С восторгом прочел твоих «Печенега и монахиню». Уж эти-то стихи и вправду четко вырисовываются на фоне бесцветной, немочной поэзии, настолько характерной для нашего времени, что…
Искренне твой
P. S. Выслать ли тебе что-нибудь из моих вещичек, чтобы ты сам мог судить, чего я достиг в своих попытках обогатить слабосильную болгарскую прозу? И ежели они подойдут под высокую мерку твоих критериев, пусть они увидят свет, да к тому же в просвещенной Германии. Слышал, что ты наладил солидные контакты с тамошними изданиями.
Вот еще одно письмо, отосланное в 1929 году и адресованное уже в Берлин. В то время, как мы поняли, Кирилл переживал тяжелый творческий кризис, выкарабкаться из которого, как мне кажется, ему уже было не суждено.
Дражайший Кирилл!
Вижу, тебе еще не наскучило приятно поражать меня странными взлетами твоей совершенной поэтической фантазии. Читал новое издание твоей «Гюрги» (в свое время по какой-то нелепой случайности она ускользнула от меня) и на протяжении всего чтения, поверь мне, не мог сдержать слез. Ты и вправду гений, милый собрат по перу, а мы все здесь — лишь какие-то недоделанные карлики…
Целую тебя и по-братски обнимаю.
P. S. Посылаю тебе кой-чего из моих последних потуг. Если тебя не затруднит, подыщи, пожалуйста, хорошего переводчика. А собственно, почему бы тебе не подбросить их тому, кто переводит твои творения. Я узнал, что твои вещи в немецком переводе звучат даже лучше, чем на болгарском. Должно быть, ты ему помогаешь… Впрочем, мог бы и оказать помощь в переводе моих вещиц…
Когда же в конце 1929 года и я отправился в творческую командировку в Германию на несколько месяцев, то Кирилла уже там не застал. Гонимый своей патологической мнительностью, жаждой признания и ничем не оправданными амбициями любой ценой возвыситься над всем сущим, он переехал в Прагу. Конечно же, он и пальцем не пошевелил для перевода моих произведений. Оправданием тому послужила творческая депрессия, желание покинуть этот мир и прочие подобные глупости.

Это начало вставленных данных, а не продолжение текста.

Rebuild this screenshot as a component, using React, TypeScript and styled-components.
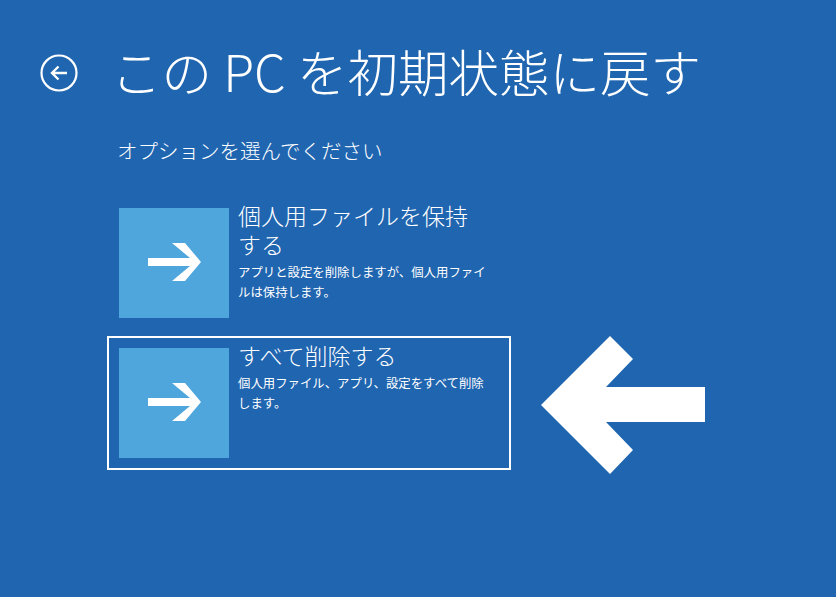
import React from "react";
import styled, { createGlobalStyle } from "styled-components";

const Global = createGlobalStyle`
  html, body { margin: 0; padding: 0; }
  body {
    background: #1f65b0;
    width: 836px;
    height: 597px;
    overflow: hidden;
    font-family: "Noto Sans CJK JP", "Noto Sans", sans-serif;
    color: #ffffff;
    text-spacing-trim: space-all;
  }
`;

const Page = styled.div`
  position: relative;
  width: 836px;
  height: 597px;
  box-sizing: border-box;
  padding: 40px 0 0 40px;
`;

const Header = styled.div`
  display: flex;
  align-items: center;
  height: 60px;
  gap: 33px;
`;

const BackButton = styled.button`
  width: 38px;
  height: 38px;
  padding: 0;
  border: none;
  background: transparent;
  display: flex;
  align-items: center;
  justify-content: center;
  margin-top: 6px;
`;

const Title = styled.h1`
  margin: 0;
  font-size: 50.5px;
  line-height: 60px;
  font-weight: 200;
  letter-spacing: 0;
  white-space: nowrap;
`;

const Subtitle = styled.div`
  margin: 36px 0 0 77px;
  font-size: 20.5px;
  line-height: 28px;
  font-weight: 200;
`;

const Options = styled.div`
  display: flex;
  flex-direction: column;
  gap: 6px;
  margin: 32px 0 0 67px;
`;

const Option = styled.div<{ $focused?: boolean }>`
  display: flex;
  align-items: flex-start;
  gap: 9px;
  width: 404px;
  box-sizing: border-box;
  padding: 10px;
  border: 2px solid ${(p) => (p.$focused ? "#ffffff" : "transparent")};
`;

const Tile = styled.div`
  flex: none;
  width: 110px;
  height: 110px;
  background: #4fa6dc;
  display: flex;
`;

const OptionText = styled.div`
  margin-top: -7px;
  width: 251px;
`;

const OptionTitle = styled.div`
  font-size: 23px;
  line-height: 29px;
  font-weight: 200;
`;

const OptionDesc = styled.div`
  margin-top: 3px;
  font-size: 12.4px;
  line-height: 20px;
  font-weight: 400;
`;

const Pointer = styled.svg`
  position: absolute;
  left: 541px;
  top: 336px;
`;

const TileArrow = () => (
  <svg width="110" height="110" viewBox="0 0 110 110">
    <path
      d="M29 50 H71 L53 35 H66 L82 54 L66 73 H53 L71 58 H29 Z"
      fill="#ffffff"
    />
  </svg>
);

const BackIcon = () => (
  <svg width="38" height="38" viewBox="0 0 38 38">
    <circle cx="19" cy="19" r="17.5" fill="none" stroke="#ffffff" strokeWidth="2.2" />
    <path
      d="M27 19 H12 M18.5 12.5 L12 19 L18.5 25.5"
      fill="none"
      stroke="#ffffff"
      strokeWidth="2.4"
    />
  </svg>
);

export default function App() {
  return (
    <>
      <Global />
      <Page>
        <Header>
          <BackButton aria-label="戻る">
            <BackIcon />
          </BackButton>
          <Title>この PC を初期状態に戻す</Title>
        </Header>
        <Subtitle>オプションを選んでください</Subtitle>
        <Options>
          <Option>
            <Tile>
              <TileArrow />
            </Tile>
            <OptionText>
              <OptionTitle>個人用ファイルを保持する</OptionTitle>
              <OptionDesc>アプリと設定を削除しますが、個人用ファイルは保持します。</OptionDesc>
            </OptionText>
          </Option>
          <Option $focused>
            <Tile>
              <TileArrow />
            </Tile>
            <OptionText>
              <OptionTitle>すべて削除する</OptionTitle>
              <OptionDesc>個人用ファイル、アプリ、設定をすべて削除します。</OptionDesc>
            </OptionText>
          </Option>
        </Options>
        <Pointer width="165" height="140" viewBox="0 0 165 140">
          <polygon
            points="0,69 69,0 92,23 65,51 164,51 164,86 65,86 92,114 69,138"
            fill="#ffffff"
          />
        </Pointer>
      </Page>
    </>
  );
}
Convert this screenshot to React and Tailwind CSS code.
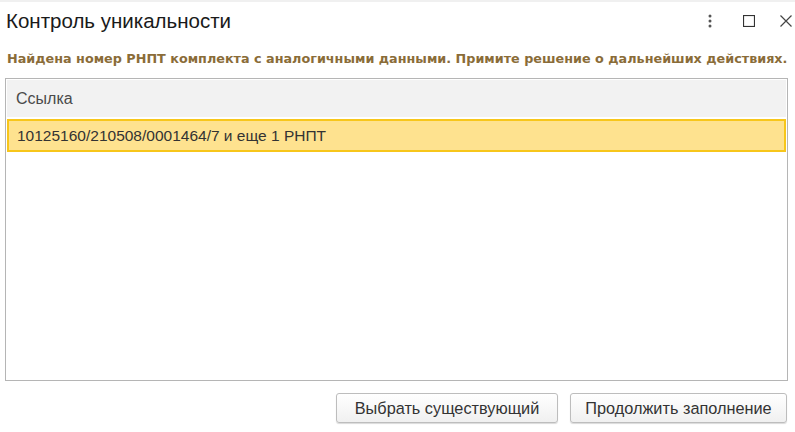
import React from "react";

export default function App() {
  return (
    <div className="w-[795px] h-[432px] bg-white flex flex-col overflow-hidden" style={{ fontFamily: '"Liberation Sans", Arial, sans-serif' }}>
      <div className="h-[2px] bg-[#f0f0f0]" />
      <div className="h-[38px] flex items-center justify-between pl-[6px] pr-[3px]">
        <div className="text-[20.5px] leading-none text-[#1a1a1a]">Контроль уникальности</div>
        <div className="flex items-center h-full">
          <svg width="4" height="14" viewBox="0 0 4 14">
            <circle cx="2" cy="2" r="1.5" fill="#555" />
            <circle cx="2" cy="7" r="1.5" fill="#555" />
            <circle cx="2" cy="12" r="1.5" fill="#555" />
          </svg>
          <svg className="ml-[31px]" width="12" height="12" viewBox="0 0 12 12">
            <rect x="0.5" y="0.5" width="11" height="11" fill="none" stroke="#333" strokeWidth="1.2" />
          </svg>
          <svg className="ml-[25px]" width="12" height="12" viewBox="0 0 12 12">
            <path d="M0.5 0.5 L11.5 11.5 M11.5 0.5 L0.5 11.5" stroke="#444" strokeWidth="1.2" />
          </svg>
        </div>
      </div>
      <div className="h-[38px] pl-[7px] pt-[9px] text-[12.77px] font-bold text-[#8a6c38] whitespace-nowrap" style={{ fontFamily: '"DejaVu Sans", Verdana, sans-serif' }}>
        Найдена номер РНПТ комплекта с аналогичными данными. Примите решение о дальнейших действиях.
      </div>
      <div className="ml-[5px] w-[783px] h-[303px] border border-[#b5b5b5] flex flex-col">
        <div className="h-[39px] bg-[#f2f2f2] border border-white flex items-center pl-[9px] text-[16px] text-[#4a4a4a]">Ссылка</div>
        <div className="mt-[1px] mx-[1px] h-[33px] bg-[#fee28f] border-2 border-[#f7c61b] flex items-center pl-[8px] text-[15.5px] text-[#333]">
          10125160/210508/0001464/7 и еще 1 РНПТ
        </div>
      </div>
      <div className="flex justify-end gap-[12px] pr-[8px] pt-[12px]">
        <button className="w-[222px] h-[30px] rounded-[3px] border border-[#bdbdbd] bg-gradient-to-b from-white to-[#f0f0f0] shadow-[0_1px_1px_rgba(0,0,0,0.15)] text-[16.3px] text-[#333]">Выбрать существующий</button>
        <button className="w-[217px] h-[30px] rounded-[3px] border border-[#bdbdbd] bg-gradient-to-b from-white to-[#f0f0f0] shadow-[0_1px_1px_rgba(0,0,0,0.15)] text-[16.3px] text-[#333]">Продолжить заполнение</button>
      </div>
    </div>
  );
}
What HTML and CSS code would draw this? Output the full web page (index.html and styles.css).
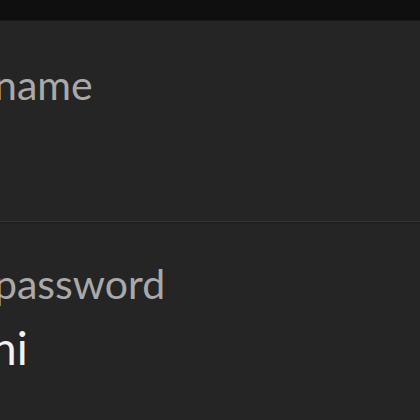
FILE: index.html
```html
<!DOCTYPE html>
<html lang="en">

<head>
    <meta charset="UTF-8">
    <meta name="viewport" content="width=device-width, initial-scale=1.0">
    <title>Account</title>
    <link rel="stylesheet" href="styles.css">
</head>

<body>

    <div class="statusbar"></div>

    <div class="field field-name">
        <p class="label">name</p>
    </div>

    <div class="field field-password">
        <p class="label">password</p>
        <p class="value">hi</p>
    </div>

</body>

</html>
```

FILE: styles.css
```css
body {
    margin: 0;
    padding: 0;
    background-color: #252525;
    font-family: Lato, "Noto Sans", sans-serif;
    overflow: hidden;
}

.statusbar {
    height: 20px;
    background-color: #0f0f0f;
    border-bottom: 1px solid #181818;
}

.field {
    overflow: hidden;
}

.field-name {
    height: 200px;
    border-bottom: 1px solid #353535;
    box-shadow: 0 1px 0 #1c1c1c;
}

.label {
    margin: 0;
    color: #a9a9a9;
    font-size: 41px;
    line-height: 41px;
    margin-left: -6px;
}

.field-name .label {
    margin-top: 43px;
}

.field-password .label {
    margin-top: 41px;
}

.value {
    margin: 21px 0 0 -9px;
    color: #f2f2f2;
    font-size: 46px;
    line-height: 46px;
}
```
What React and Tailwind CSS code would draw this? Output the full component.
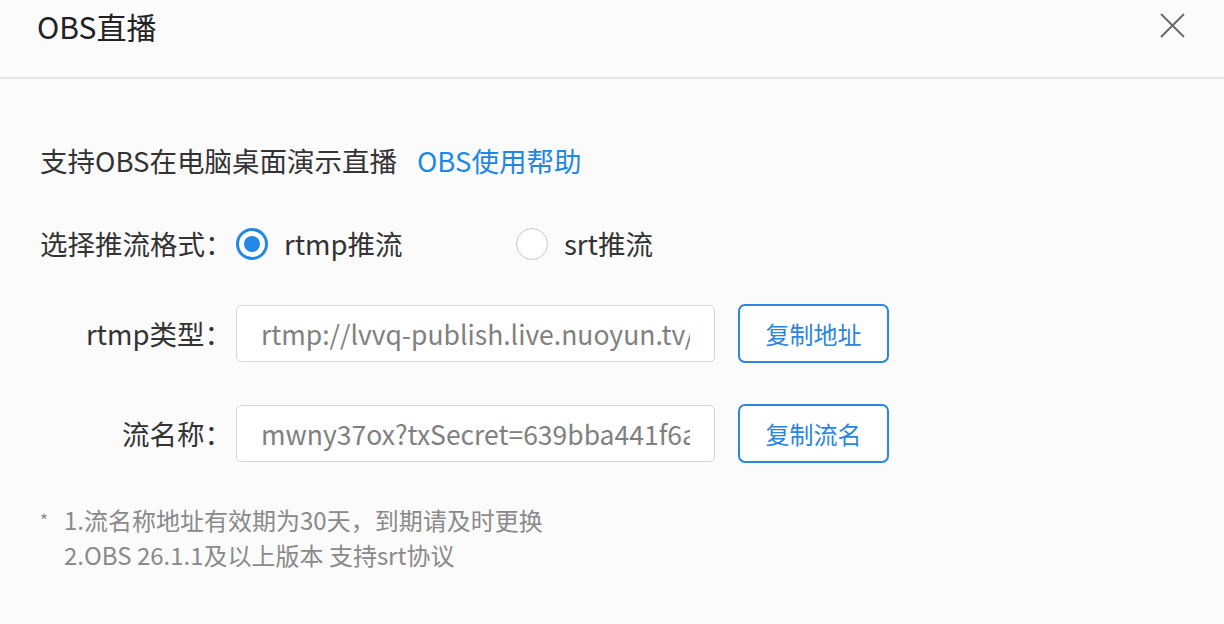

По возвращении в Софию мне удалось разузнать его новый адрес, который он старательно скрывал (вбил себе в голову, что его литературные противники хотят уничтожить его и физически), и я успел отправить ему в Прагу одно коротенькое письмецо:
Кирилл, дружище мой сердечный!
Как чувствуешь себя среди оваций и восторгов, которыми тебя встречают и провожают твои чехословацкие почитатели? Узнал о большом успехе твоей драмы «Рученица». Ты — счастливчик, всюду тебя признают, назло твоим завистникам в Болгарии.
Искренне поздравляю тебя с пражским апофеозом. Желаю тебе еще многих творческих успехов. Помимо всего прочего, я был просто поражен внушительностью твоих «Детей Балкан». О таком литературном памятнике никому из наших собратьев по перу не приходится и мечтать.
Преданный тебе
P. S. Снова посылаю тебе кое-что из моих работ. Говорят, твоя новая жена чудесно переводит с болгарского. Не прими это как намек, но… Сам знаешь… Только в том случае, если они того заслуживают, если соответствуют твоим высоким критериям. Большой привет супруге. София, 7 июля 1932 г.
Милый Кирилл умер в одиночестве. На его похоронах в Софии присутствовало только несколько друзей. К сожалению, меня среди них не было. На сей раз был мой черед путешествовать по заграницам.